It was Christmas eve in the midwest. There was a man who had been in a family where his wife and his children were Christians but he was not. And he rejected it. He sat home that Christmas eve in front of the fire. It was cold out and the snow was blowing. His wife and the little children had gone to the chapel in the nearby village for a Christmas eve service to honor the Christ they loved. He sat by the fire reading the paper.
All of a sudden he heard a loud and repeated thumping. He thought someone was banging on the door. He went to the door and opened it but found no one was there. By the time he got settled back into his chair, he heard it again and again. And he was bewildered as to what was causing it until he realized that something seemed to be smashing against the window. And so he went to the drapes and he pulled the drapes aside and to his amazement, a flock of birds was flying into the window. A snowstorm, you see, had blown in. And the birds had been caught away from their shelter and they couldn't find their way back. They couldn't fight the wind. They saw the lighted window and the warmth of the light had attracted them. And they were literally flying into the glass trying to get to the light to get warm. They would freeze to death, you see, if they didn't find some shelter.

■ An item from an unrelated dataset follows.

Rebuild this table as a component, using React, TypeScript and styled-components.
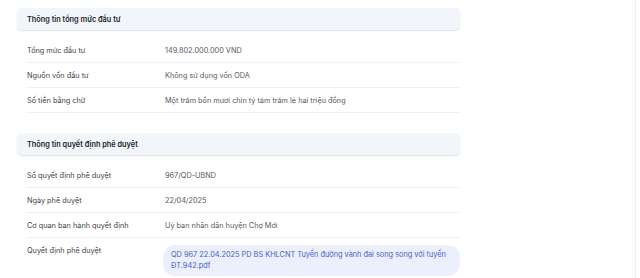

Well, the man who had refused to go with his family to the Christmas eve service because he had no interest in the Christ of Christmas was all of a sudden very compassionate for these poor birds. And so he wondered how he could help them. And so he opened the door and went out in the cold and tried to chase them away so that they wouldn't kill themselves against the window. And then he ran to the barn and he threw the doors open and he whistled and he shooed them and did everything he could to get them to fly to the barn, they wouldn't do it. He even went so far as to take some corn and some bread and make a big trail from the window to the barn. And they wouldn't follow it.
In frustration, he said to himself, "If I could just communicate with them. If I could just tell them that I don't want to hurt them, that there's warmth and there's shelter and that they'd need to stop beating themselves to death against the glass. But I'm a man and they're birds and we don't speak the same language. Oh, if I could just become a bird, I think I could tell them."
And then it hit him. The whole meaning of Christmas dawned on that man. Mankind had been beating itself to death against the barrier that kept him from the warmth of God's love until somebody became a man and told us the way.